First, I must apologize for the lack of video or images. I had my handy-dandy spy camera on, and I thought it was recording, but while hooking up dogs I must have jostled a button, because the only video I got was about 5 seconds of, well, not much.
I'm truly disappointed by that, because the footage would have been more than remarkable. This afternoon I took a team over to Randy Dunbar's place, where James Langston brought Abner out to play.
For those new to the blog, Abner is a yearling Alaskan husky who lost his left rear leg to a horrendous accident while boarding with another musher last October. When my kennel partner and I ran out of money to pay for his desperately needed amputation, he was removed from our kennel and given to James Langston, who very generously took him in, paid for his surgery, and has been rehabilitating him all winter. At that time no one involved could have predicted whether or not he could survive.
Not only did he survive, but he has done astonishingly well through his rehabilitation and for the past couple of months has been running quite happily in harness.
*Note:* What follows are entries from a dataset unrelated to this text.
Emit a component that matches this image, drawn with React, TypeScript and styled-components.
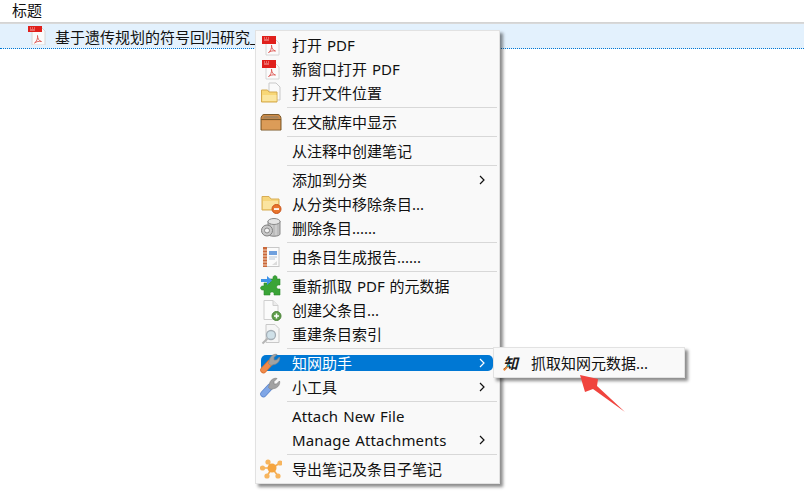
import React from "react";
import styled, { createGlobalStyle } from "styled-components";

const Global = createGlobalStyle`
  html, body { margin: 0; padding: 0; background: #fff; }
  body { font-family: "Noto Sans", "Noto Sans CJK SC", sans-serif; font-size: 15px; color: #111; overflow: hidden; word-spacing: 1px; }
`;
const Page = styled.div`
  position: relative;
  width: 804px;
  height: 495px;
  overflow: hidden;
`;
const Header = styled.div`
  height: 23px;
  box-sizing: border-box;
  padding-left: 12px;
  display: flex;
  align-items: center;
  border-bottom: 1px solid #d4d4d4;
  padding-bottom: 3px;
  line-height: 20px;
`;
const SelectedRow = styled.div`
  height: 26px;
  box-sizing: border-box;
  display: flex;
  align-items: center;
  padding-left: 27px;
  background: #e3f1fd;
  border-top: 1px solid #d9d9d9;
  border-bottom: 1px dotted #0078d4;
  white-space: nowrap;
`;
const RowTitle = styled.span`
  margin-left: 7px;
`;
const Menu = styled.div`
  position: absolute;
  left: 255px;
  top: 30px;
  width: 245px;
  box-sizing: border-box;
  padding: 2px 0;
  background: #f9f9f9;
  border: 1px solid #e2e2e2;
  box-shadow: 3px 3px 3px rgba(0, 0, 0, 0.45);
`;
const Row = styled.div`
  height: 24px;
  box-sizing: border-box;
  padding: 4px 0;
  margin: 0 6px 0 5px;
`;
const RowBody = styled.div<{ $active?: boolean }>`
  height: 16px;
  display: flex;
  align-items: center;
  border-radius: 5px;
  background: ${(p) => (p.$active ? "#0078d4" : "transparent")};
  color: ${(p) => (p.$active ? "#fff" : "#111")};
`;
const IconSlot = styled.span`
  width: 22px;
  height: 22px;
  flex: none;
  margin-left: -1px;
  display: block;
  svg { display: block; }
`;
const Label = styled.span<{ $latin?: boolean }>`
  margin-left: 10px;
  flex: 1;
  white-space: nowrap;
  line-height: 16px;
  letter-spacing: ${(p) => (p.$latin ? "0.14px" : "0")};
`;
const Chevron = styled.svg`
  flex: none;
  margin-right: 8px;
  width: 6px;
  height: 10px;
  fill: none;
  stroke: currentColor;
  stroke-width: 1.2;
`;
const Separator = styled.div`
  height: 1px;
  margin: 2px 2px 2px 31px;
  background: #d8d8d8;
`;
const SubMenu = styled.div`
  position: absolute;
  left: 493px;
  top: 347px;
  width: 192px;
  height: 31px;
  box-sizing: border-box;
  display: flex;
  align-items: center;
  padding-left: 9px;
  background: #f9f9f9;
  border: 1px solid #e2e2e2;
  box-shadow: 3px 3px 3px rgba(0, 0, 0, 0.45);
  white-space: nowrap;
`;
const LogoMark = styled.span`
  position: relative;
  width: 16px;
  height: 18px;
  flex: none;
  font-size: 15px;
  line-height: 18px;
  font-weight: 700;
  font-style: italic;
  color: #1c1c1c;
  svg { position: absolute; left: 0; top: 0; }
`;
const SubLabel = styled.span`
  margin-left: 12px;
`;
const ArrowMark = styled.svg`
  position: absolute;
  left: 575px;
  top: 370px;
  width: 55px;
  height: 48px;
`;

const Svg = ({ children }: { children: React.ReactNode }) => (
  <svg width="22" height="22" viewBox="0 0 22 22">{children}</svg>
);

const Pdf = () => (
  <Svg>
    <path d="M6 6h10l3 3v12H6z" fill="#fbfbfb" stroke="#d6d6d6" />
    <rect x="2" y="2" width="14" height="8" fill="#e0201c" />
    <path d="M4 4h1M6 4h1M8 4h1M4 6h5" stroke="#f5b0ae" strokeWidth="1" />
    <path d="M8.500 18.500c2-1 3.500-4.500 3-7.500 0 3 1.500 5.500 4 6-2.500-.5-5 0-7 1.500z" fill="none" stroke="#e0605c" strokeWidth="1" />
  </Svg>
);
const SmallPdf = () => (
  <svg width="22" height="20" viewBox="0 0 22 20">
    <path d="M6 3h10l3 3v14H6z" fill="#fbfbfb" stroke="#d6d6d6" />
    <rect x="2" y="1" width="14" height="6" fill="#e0201c" />
    <path d="M4 3h1M6 3h1M8 3h1M4 5h5" stroke="#f5b0ae" strokeWidth="1" />
    <path d="M8.500 18c2-1 3.500-4.500 3-7.500 0 3 1.500 5.500 4 6-2.500-.5-5 0-7 1.500z" fill="none" stroke="#e0605c" strokeWidth="1" />
  </svg>
);
const FolderDoc = () => (
  <Svg>
    <path d="M9 1h7l4 4v13H9z" fill="#fafafa" stroke="#c9c9c9" />
    <path d="M1.500 8h6l1.500 2h8v10H1.500z" fill="#f8d776" stroke="#d3a94e" />
    <rect x="2.500" y="13" width="14" height="6" fill="#fbe6a0" />
  </Svg>
);
const Box = () => (
  <Svg>
    <path d="M4 3.500h14c1.500 0 3 2 3 4v11.500H1V7.500c0-2 1.500-4 3-4z" fill="#d08c48" stroke="#7d5a2b" />
    <path d="M1 8.500h20" stroke="#7d5a2b" />
    <rect x="2" y="9.500" width="18" height="9" fill="#dc9c58" />
    <path d="M4.500 5h13l2 2.500h-17z" fill="#a9855c" />
  </Svg>
);
const FolderMinus = () => (
  <Svg>
    <path d="M2 3.500h7l2 2.500h8v11H2z" fill="#f7d67c" stroke="#d8ad55" />
    <rect x="3" y="8" width="15" height="8" fill="#fbe4a0" />
    <circle cx="16.500" cy="16" r="4.500" fill="#e8752d" stroke="#c9541a" />
    <rect x="14" y="15.200" width="5" height="1.700" fill="#fff" />
  </Svg>
);
const Trash = () => (
  <Svg>
    <path d="M8 4v13c0 3 12 3 12 0V4z" fill="#bdbdbd" stroke="#8a8a8a" />
    <path d="M12 7v11M16 7v11" stroke="#dcdcdc" />
    <ellipse cx="14" cy="4.500" rx="6" ry="3" fill="#e4e4e4" stroke="#8a8a8a" />
    <circle cx="7" cy="13.500" r="5.500" fill="#c8c8c8" stroke="#808080" />
    <circle cx="7" cy="13.500" r="2.500" fill="#f2f2f2" stroke="#8a8a8a" />
  </Svg>
);
const Report = () => (
  <Svg>
    <rect x="4" y="1.500" width="15" height="19" fill="#fbfbfb" stroke="#c8c8c8" />
    <rect x="3" y="1" width="4" height="20" fill="#c9683a" />
    <path d="M3 4h4M3 7h4M3 10h4M3 13h4M3 16h4M3 19h4" stroke="#f3d6c0" />
    <rect x="9" y="5" width="8" height="4" fill="#6fa0de" />
    <path d="M9 11h8M9 13h6" stroke="#b9c7d6" />
    <path d="M12 19l5-4v4z" fill="#dcdcdc" />
  </Svg>
);
const Puzzle = () => (
  <Svg>
    <path d="M10 4h3V2.500c0-2.500 4-2.500 4 0V4h3v6h-1.500c-2.500 0-2.500 4 0 4H20v6h-6v-1.500c0-2-4-2-4 0V20H4v-5H2.500c-2.500 0-2.500-4 0-4H4V8h6z" fill="#3aa437" stroke="#2a8a2a" strokeWidth=".6" />
    <path d="M1 4h6V1l5 4.500L7 10V7H1z" fill="#3f93e8" />
  </Svg>
);
const DocPlus = () => (
  <Svg>
    <path d="M4 1.500h9l5 5v14H4z" fill="#fbfbfb" stroke="#cfcfcf" />
    <path d="M13 1.500v5h5" fill="#ececec" stroke="#cfcfcf" />
    <circle cx="16.500" cy="17" r="4.500" fill="#5f9e4a" stroke="#4b8238" />
    <path d="M14 17h5M16.500 14.500v5" stroke="#fff" strokeWidth="1.500" />
  </Svg>
);
const DocSearch = () => (
  <Svg>
    <path d="M6 1.500h9l4 4v14H6z" fill="#f6f6f6" stroke="#c8c8c8" />
    <circle cx="11" cy="12" r="4.500" fill="#cfe0e8" stroke="#a4aeb6" strokeWidth="1.300" />
    <path d="M7.500 15.500L2.500 20.500" stroke="#b5b5b5" strokeWidth="2" />
  </Svg>
);
const Wrench = ({ handle, edge }: { handle: string; edge: string }) => (
  <Svg>
    <path d="M3.500 18L10 11" stroke={edge} strokeWidth="6.500" strokeLinecap="round" />
    <path d="M3.500 18L10 11" stroke={handle} strokeWidth="5" strokeLinecap="round" />
    <path d="M8.500 11.500l1-3.500C10 4 14 1.500 17 2.500L14 5.500v2.500h2.500l3-3c1 3-1.500 7-5.500 7.500l-3 1z" fill="#a2a2a2" stroke="#858585" strokeWidth=".7" />
  </Svg>
);
const Hub = () => (
  <Svg>
    <path d="M12 10L8 4M12 10l8-5M12 10H2M12 10l-5 8M12 10l6 8" stroke="#f5ad52" strokeWidth="1.600" />
    <circle cx="12" cy="10" r="4.500" fill="#f5a53f" />
    <circle cx="8" cy="4" r="2.600" fill="#f7b55e" />
    <circle cx="20" cy="5" r="2.600" fill="#f7b55e" />
    <circle cx="2.500" cy="10" r="2.600" fill="#f7b55e" />
    <circle cx="7" cy="18" r="2.600" fill="#f7b55e" />
    <circle cx="18" cy="18" r="2.600" fill="#f7b55e" />
  </Svg>
);
const CnkiIcon = () => (
  <LogoMark>
    知
    <svg width="16" height="18" viewBox="0 0 16 18">
      <path d="M1 16.500l3.500-4" stroke="#f08a3c" strokeWidth="1.600" />
      <path d="M4.500 12.500l1.500-2" stroke="#2bb3c9" strokeWidth="1.600" />
    </svg>
  </LogoMark>
);

type Item = { label?: string; icon?: React.ReactNode; sub?: boolean; active?: boolean; latin?: boolean };
const items: Item[] = [
  { label: "打开 PDF", icon: <Pdf /> },
  { label: "新窗口打开 PDF", icon: <Pdf /> },
  { label: "打开文件位置", icon: <FolderDoc /> },
  {},
  { label: "在文献库中显示", icon: <Box /> },
  {},
  { label: "从注释中创建笔记" },
  {},
  { label: "添加到分类", sub: true },
  { label: "从分类中移除条目...", icon: <FolderMinus /> },
  { label: "删除条目......", icon: <Trash /> },
  {},
  { label: "由条目生成报告......", icon: <Report /> },
  {},
  { label: "重新抓取 PDF 的元数据", icon: <Puzzle /> },
  { label: "创建父条目...", icon: <DocPlus /> },
  { label: "重建条目索引", icon: <DocSearch /> },
  {},
  { label: "知网助手", icon: <Wrench handle="#f08a4a" edge="#d96f2e" />, sub: true, active: true },
  { label: "小工具", icon: <Wrench handle="#7fa6e6" edge="#5c86cc" />, sub: true },
  {},
  { label: "Attach New File", latin: true },
  { label: "Manage Attachments", sub: true, latin: true },
  {},
  { label: "导出笔记及条目子笔记", icon: <Hub /> },
];

export default function App() {
  return (
    <Page>
      <Global />
      <Header>标题</Header>
      <SelectedRow>
        <IconSlot><SmallPdf /></IconSlot>
        <RowTitle>基于遗传规划的符号回归研究_</RowTitle>
      </SelectedRow>
      <Menu>
        {items.map((it, i) =>
          it.label ? (
            <Row key={i}>
              <RowBody $active={it.active}>
                <IconSlot>{it.icon}</IconSlot>
                <Label $latin={it.latin}>{it.label}</Label>
                {it.sub && (
                  <Chevron viewBox="0 0 6 10"><path d="M1 1l4 4-4 4" /></Chevron>
                )}
              </RowBody>
            </Row>
          ) : (
            <Separator key={i} />
          )
        )}
      </Menu>
      <SubMenu>
        <CnkiIcon />
        <SubLabel>抓取知网元数据...</SubLabel>
      </SubMenu>
      <ArrowMark viewBox="0 0 55 48">
        <path d="M5 5L23 9L22 16L50 42L18 19L10 22Z" fill="#f0443e" />
      </ArrowMark>
    </Page>
  );
}
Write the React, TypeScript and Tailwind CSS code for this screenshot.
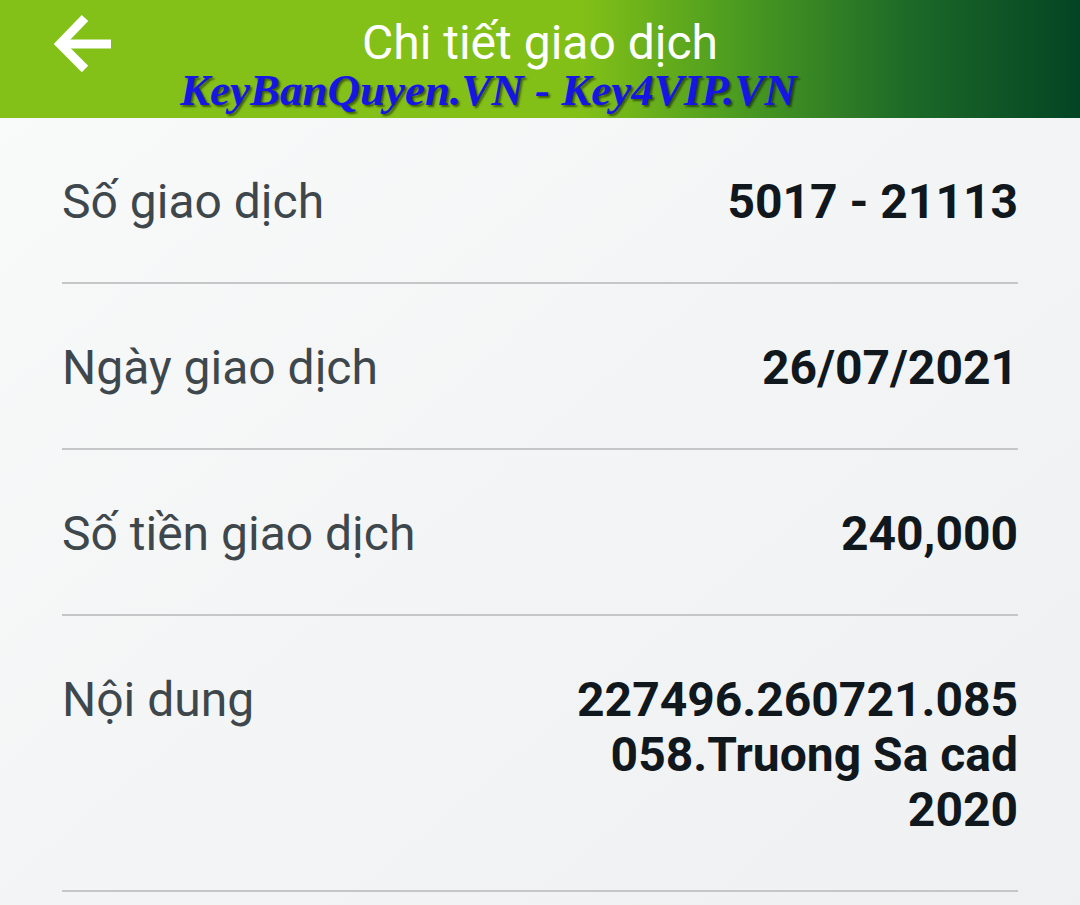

Abner has been running with Edie Forrest's older dogs the past couple of months, and has even run in her AARP race team. I had seen some video of him starting and finishing the AARP race, running in lead, and today I enjoyed the "musher's eye view" of this busy little boy in action.
For our run today I borrowed Randy's four-wheeler so I could safely run a larger team and focus my attention on Abner rather than controlling the sled. We had a total of 8 dogs on the team.
Just and Grace (Lead)
Orion and Rose (Swing)
Regime and Abner (Team - Regime is Abner's housemate and a very fast running sprint dog)
Sheenjek and Nels (Wheel)
Ours was a six and 1/2 mile run from Randy's place, out the Baseline Trail to the bottom of Pheasant Farm Road and back. It is mostly flat terrain, which I chose so I could watch Abner's new "normal" gait. That way when I'm running him in the future I can more readily recognize if he's having a problem and take appropriate steps to properly care for him.
When Abner lived here at the Stardancer Kennel, he and Amazing Grace were very best buddies - like peas and carrots. None of that has changed a lick. The moment they saw each other it was instant "helicopter tails" and playtime. The moment we pulled out the harnesses playtime was over and Abner was lending full voice to his enthusiastic approval. We had lots of help hooking up (Thank you Randy and Edie for all your extra help) and got off down the trail in good fashion.
As has been my recent policy, I controlled the speed of the launch and soon everyone settled in to a nice, steady 10 mph trot. Abner has clearly learned how to place his remaining rear foot nearly directly under his body to maintain his balance and though his trot requires full suspension for one beat (a trot is usually a four-beat gait), he was as smooth as silk on glass. There was no undue spinal twisting, no overuse of his front legs, or anything at all untoward that I could observe.
As we continued I slowed the pace to about 8 mph to accommodate my village dogs, and we just went trotting down the trail pretty as you please. I'm pretty sure than onlooker wouldn't even have noticed Abners 'difference' unless s/he was actually counting feet. On the return trip Abner's buddy Regime was showing signs of tiring, yet Abner seemed just as energetic as he had at the beginning of the run. After the run he was one of the first dogs to recover, as evidenced by him initiating another rough and tumble play session with Grace. Grace isn't holding anything back, but I have yet to see her knock Abner over. If anything he (a somewhat larger dog) has sent her tumbling a time or two.
James asked if I'd like to board Abner until I have to return to work, and I was delighted to accept the gracious offer. Grace has really missed her buddy, and he's obviously missed her as well. They are having a wonderful time together and it's a heart-lifting thing to see.
There has been some controversy regarding Abner in sprint racing circles. Lynn Orbison proposed running Abner in Alaska Dog Musher's Association sprint races, and was prohibited from doing so. Abner has both some very strong supporters, and some strong opponents. Some of the opposition is due to concern for his well-being. While there are indeed other working tri-pawed sled dogs in the world, they are pretty rare and not often seen on race courses.
That's not my fight. I'm not an ADMA member and not a racer, but I think I'm a pretty good judge of canine mobility, behavior and psychology. Jame's reports that Abner's behavior is much improved when he is allowed to run regularly, and of that I have NO doubt. Every strand of DNA in that boy's body SCREAMS at him to run and pull, and thwarting that drive is bound to have detrimental behavioral and psychological effects. Physicially, I didn't see anything that would lead me to believe that running, even racing at the fastest possible speed, would be any more likely to cause Abner harm than any other sled dog.
Ultimately, I think the decision to allow Abner to race should be left up to his owner, James. Of course racing is just a human thing. All Abner worries about is that he'll get to run with his buddies and I really don't think that will be an issue. Abner has LOTS of buddies willing to let him play.
I only wish I could have given you a video clip so you can see for yourself. I promise, I'll get some video of Abner in action and his silky tri-pawed trot just as soon as I can.